The episode ends with Datak taking his place on town's council, and Nolan realizing that Stahma is the more dangerous of the two. The last scene contains an allusion to the character of Madame Defarge in A Tale of Two Cities: as Stahma sits knitting outside the door to the council chamber, Nolan comments "I had my eye on the wrong snake. You are the dangerous one."

== Feature music ==

In the "A Well Respected Man" we can hear the songs:
- "Scarlet Town" by Bob Dylan
- "Rabba" by Falu
- "Royal Telephone" by Burl Ives
- "My Favorite Time of the Year" by Mike Goudreau & Friends
- "Ninety-Niners" by Bear McCreary

==Reception==

===Ratings===
In its original American broadcast, "A Well Respected Man" was watched by 2.15 million; down 0.14 from the previous episode.

===Reviews===
"A Well Respected Man" received positive reviews.

Rowan Kaiser from The A.V. Club gave a B grade to the episode but he described it as unsatisfying as a whole, even as he respected and enjoyed most of its individual parts and scenes. "As much as I find myself fascinated by how Defiance is putting together its world and its narrative, I must say that I continue to be frustrated with its pacing. Every episode is filled with incident and has very little room to breathe, and yet it also feels like so much is missing. [...] I continue to hope that it’s just first-season jitters, but given the other things that Defiance does well, it’s easy to get impatient.."
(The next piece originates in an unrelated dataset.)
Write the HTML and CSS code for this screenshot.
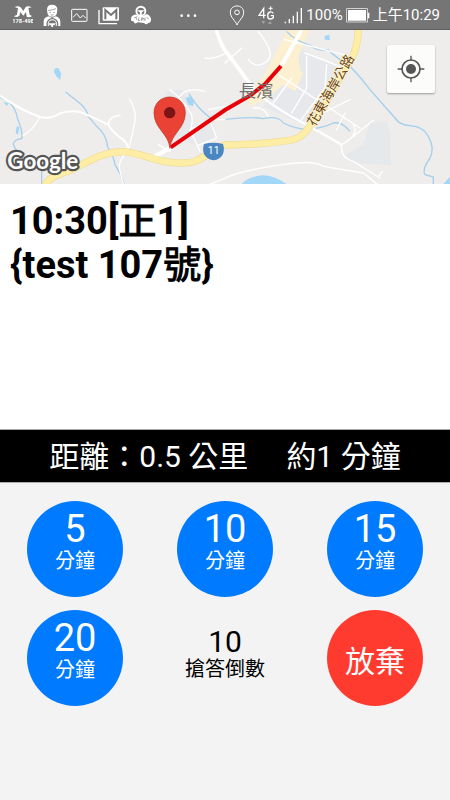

Lisa Macklem from Spoiler TV stated that there were some excellent scenes but also a few instances of clunky dialogue. "The script for the most part was tightly written and well-paced. There were some excellent scenes with some powerful moments. There were also a few instances of clunky dialogue. However, there were a few potentially clichéd scenes that were turned on their head, and I’m enjoying getting deeper into the dynamics of the community."

Jim Garner from TV Fanatic rated the episode with 4.5/5 stating that the episode was the best one yet of the show. ""A Well Respected Man" was the best episode we've seen yet of Defiance. It featured just the right balance of heart, action, drama and intrigue to make for a very enjoyable hour."